[Code that builds pages]

########################################

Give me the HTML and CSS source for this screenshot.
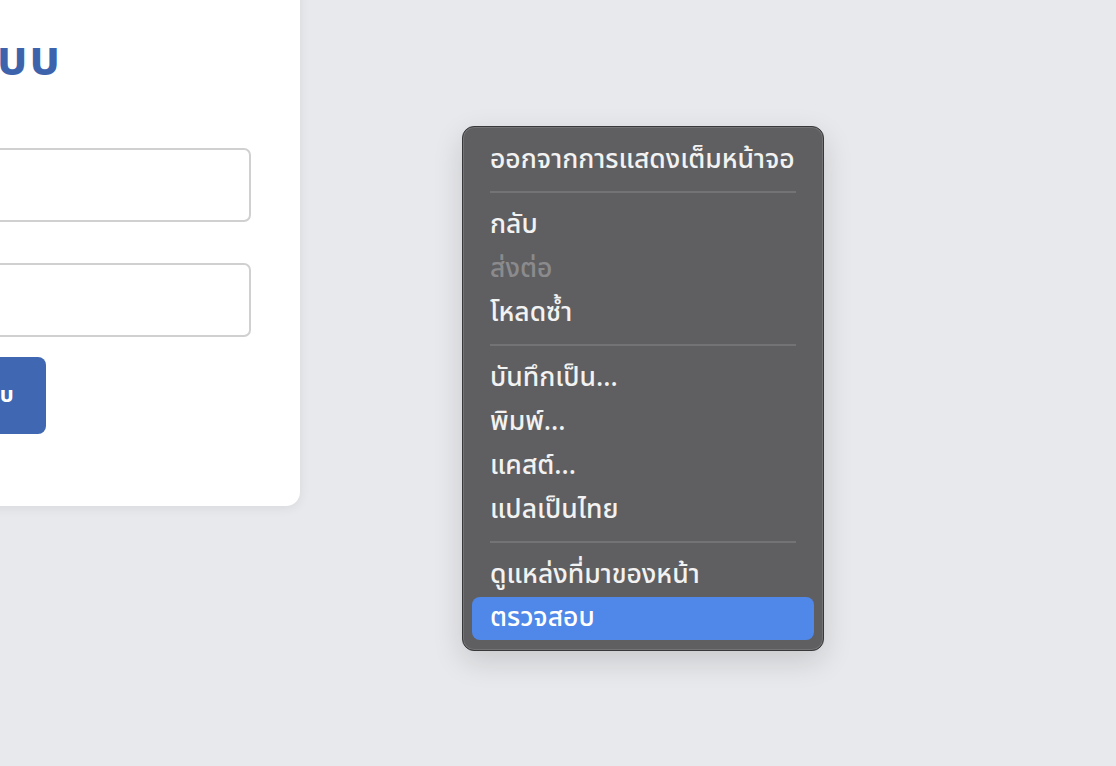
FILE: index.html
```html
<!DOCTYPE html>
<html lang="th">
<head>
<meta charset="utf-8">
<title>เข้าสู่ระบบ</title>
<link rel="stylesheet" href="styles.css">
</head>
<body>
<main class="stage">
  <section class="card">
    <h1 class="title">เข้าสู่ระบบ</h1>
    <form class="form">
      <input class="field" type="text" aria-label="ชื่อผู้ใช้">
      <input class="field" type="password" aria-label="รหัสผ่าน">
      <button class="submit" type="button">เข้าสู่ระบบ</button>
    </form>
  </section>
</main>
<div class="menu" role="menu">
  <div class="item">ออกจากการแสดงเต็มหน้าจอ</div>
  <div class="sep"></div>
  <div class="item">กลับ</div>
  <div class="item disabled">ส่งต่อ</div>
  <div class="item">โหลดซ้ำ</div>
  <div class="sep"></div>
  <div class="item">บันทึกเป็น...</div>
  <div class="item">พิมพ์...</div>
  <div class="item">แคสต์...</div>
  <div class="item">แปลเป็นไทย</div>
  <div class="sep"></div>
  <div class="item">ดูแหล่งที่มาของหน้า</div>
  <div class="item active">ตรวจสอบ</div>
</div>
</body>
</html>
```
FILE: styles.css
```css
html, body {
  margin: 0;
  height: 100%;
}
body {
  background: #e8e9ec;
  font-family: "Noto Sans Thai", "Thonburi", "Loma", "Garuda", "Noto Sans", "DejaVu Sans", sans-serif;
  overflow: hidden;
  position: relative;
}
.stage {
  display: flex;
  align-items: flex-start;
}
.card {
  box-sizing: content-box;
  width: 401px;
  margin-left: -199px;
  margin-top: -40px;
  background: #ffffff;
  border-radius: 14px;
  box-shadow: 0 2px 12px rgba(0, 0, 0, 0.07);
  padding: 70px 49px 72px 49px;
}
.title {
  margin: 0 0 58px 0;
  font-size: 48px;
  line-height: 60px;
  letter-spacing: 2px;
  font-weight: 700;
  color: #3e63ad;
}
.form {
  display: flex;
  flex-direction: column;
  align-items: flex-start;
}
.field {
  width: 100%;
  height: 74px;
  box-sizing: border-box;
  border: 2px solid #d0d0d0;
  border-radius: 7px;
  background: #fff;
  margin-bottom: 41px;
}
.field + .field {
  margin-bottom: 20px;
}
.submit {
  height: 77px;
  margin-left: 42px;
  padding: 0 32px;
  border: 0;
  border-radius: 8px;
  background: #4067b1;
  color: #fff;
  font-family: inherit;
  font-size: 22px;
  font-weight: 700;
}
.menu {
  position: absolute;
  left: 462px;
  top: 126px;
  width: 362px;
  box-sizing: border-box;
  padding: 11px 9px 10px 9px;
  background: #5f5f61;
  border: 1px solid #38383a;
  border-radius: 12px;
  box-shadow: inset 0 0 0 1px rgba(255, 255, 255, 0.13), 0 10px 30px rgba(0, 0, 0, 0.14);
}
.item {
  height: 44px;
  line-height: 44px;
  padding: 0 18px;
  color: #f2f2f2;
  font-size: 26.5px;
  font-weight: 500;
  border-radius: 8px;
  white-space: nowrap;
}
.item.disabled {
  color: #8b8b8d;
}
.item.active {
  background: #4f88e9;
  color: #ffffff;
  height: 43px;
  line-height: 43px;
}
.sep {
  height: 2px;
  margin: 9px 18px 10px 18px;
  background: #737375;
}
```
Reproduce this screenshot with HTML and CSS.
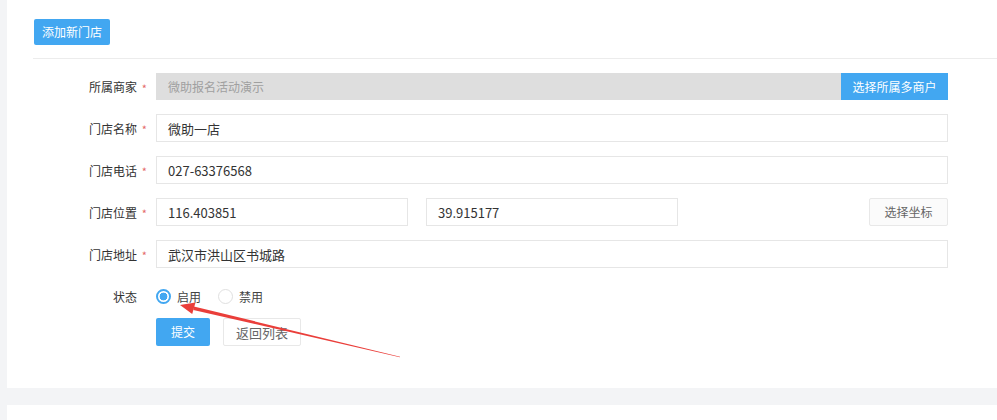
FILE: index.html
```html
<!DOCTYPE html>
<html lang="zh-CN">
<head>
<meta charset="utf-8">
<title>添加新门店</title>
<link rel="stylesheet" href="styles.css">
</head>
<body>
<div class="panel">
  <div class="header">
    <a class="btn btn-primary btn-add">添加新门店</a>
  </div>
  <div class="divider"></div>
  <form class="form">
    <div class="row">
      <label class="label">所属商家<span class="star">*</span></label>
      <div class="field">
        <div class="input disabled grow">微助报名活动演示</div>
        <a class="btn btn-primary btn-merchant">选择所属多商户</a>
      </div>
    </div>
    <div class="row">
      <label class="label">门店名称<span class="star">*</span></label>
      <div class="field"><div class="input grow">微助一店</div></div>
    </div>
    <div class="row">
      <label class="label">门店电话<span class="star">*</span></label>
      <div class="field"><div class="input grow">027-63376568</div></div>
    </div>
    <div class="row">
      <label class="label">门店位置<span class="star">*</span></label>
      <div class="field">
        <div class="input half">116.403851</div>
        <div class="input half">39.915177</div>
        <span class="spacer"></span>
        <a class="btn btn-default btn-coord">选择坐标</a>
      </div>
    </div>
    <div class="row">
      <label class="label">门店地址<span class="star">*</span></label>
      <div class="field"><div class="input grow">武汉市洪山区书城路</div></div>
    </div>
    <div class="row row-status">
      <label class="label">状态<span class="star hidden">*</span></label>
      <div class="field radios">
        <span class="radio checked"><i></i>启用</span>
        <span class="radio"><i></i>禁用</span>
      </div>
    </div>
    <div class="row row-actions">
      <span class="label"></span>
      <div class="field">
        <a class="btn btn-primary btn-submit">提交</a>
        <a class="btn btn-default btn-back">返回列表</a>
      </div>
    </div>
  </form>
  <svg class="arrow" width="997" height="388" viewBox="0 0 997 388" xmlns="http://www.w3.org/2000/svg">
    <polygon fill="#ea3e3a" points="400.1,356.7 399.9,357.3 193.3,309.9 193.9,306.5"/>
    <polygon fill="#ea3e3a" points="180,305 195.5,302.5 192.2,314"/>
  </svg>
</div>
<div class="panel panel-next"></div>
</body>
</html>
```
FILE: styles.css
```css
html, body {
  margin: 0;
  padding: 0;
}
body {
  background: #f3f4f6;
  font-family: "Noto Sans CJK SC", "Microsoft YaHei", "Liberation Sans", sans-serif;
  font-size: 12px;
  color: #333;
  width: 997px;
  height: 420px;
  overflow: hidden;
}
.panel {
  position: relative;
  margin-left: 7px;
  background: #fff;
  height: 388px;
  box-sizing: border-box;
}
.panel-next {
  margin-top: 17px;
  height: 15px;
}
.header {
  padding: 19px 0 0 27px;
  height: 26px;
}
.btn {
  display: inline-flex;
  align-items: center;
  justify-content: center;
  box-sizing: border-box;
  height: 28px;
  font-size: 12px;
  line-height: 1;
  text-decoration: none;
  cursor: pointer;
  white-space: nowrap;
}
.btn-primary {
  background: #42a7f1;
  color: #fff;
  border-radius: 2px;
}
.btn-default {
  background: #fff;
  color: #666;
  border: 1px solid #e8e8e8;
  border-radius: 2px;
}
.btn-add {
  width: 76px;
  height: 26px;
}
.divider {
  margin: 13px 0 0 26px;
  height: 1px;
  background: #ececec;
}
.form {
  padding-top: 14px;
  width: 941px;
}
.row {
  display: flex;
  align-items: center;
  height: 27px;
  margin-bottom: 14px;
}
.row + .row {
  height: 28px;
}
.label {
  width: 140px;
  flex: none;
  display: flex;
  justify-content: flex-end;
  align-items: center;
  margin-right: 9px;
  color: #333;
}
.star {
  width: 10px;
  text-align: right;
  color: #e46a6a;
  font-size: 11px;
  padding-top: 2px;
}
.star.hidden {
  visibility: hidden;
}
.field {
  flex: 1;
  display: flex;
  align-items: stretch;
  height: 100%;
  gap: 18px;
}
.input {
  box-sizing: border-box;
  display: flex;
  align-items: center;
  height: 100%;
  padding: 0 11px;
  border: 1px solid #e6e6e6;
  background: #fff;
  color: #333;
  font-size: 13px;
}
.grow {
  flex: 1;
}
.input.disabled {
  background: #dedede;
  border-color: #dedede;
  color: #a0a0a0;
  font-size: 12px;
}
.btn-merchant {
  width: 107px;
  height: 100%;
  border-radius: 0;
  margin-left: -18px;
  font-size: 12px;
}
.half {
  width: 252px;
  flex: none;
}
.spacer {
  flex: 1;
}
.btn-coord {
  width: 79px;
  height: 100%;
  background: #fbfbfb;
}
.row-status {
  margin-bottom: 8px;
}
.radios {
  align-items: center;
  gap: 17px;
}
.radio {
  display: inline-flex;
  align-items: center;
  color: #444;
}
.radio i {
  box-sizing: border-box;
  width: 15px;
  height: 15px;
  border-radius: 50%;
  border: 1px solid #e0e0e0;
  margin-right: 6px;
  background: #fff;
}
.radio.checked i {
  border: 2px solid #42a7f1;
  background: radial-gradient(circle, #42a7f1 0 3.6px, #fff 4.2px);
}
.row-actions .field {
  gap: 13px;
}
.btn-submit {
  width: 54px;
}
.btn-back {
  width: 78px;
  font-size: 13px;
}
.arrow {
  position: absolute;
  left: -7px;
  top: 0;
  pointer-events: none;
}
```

########################################

Task details — Copy all lines from the material that contain "screenshot".

Exercise answer —
Give me the HTML and CSS source for this screenshot.
Reproduce this screenshot with HTML and CSS.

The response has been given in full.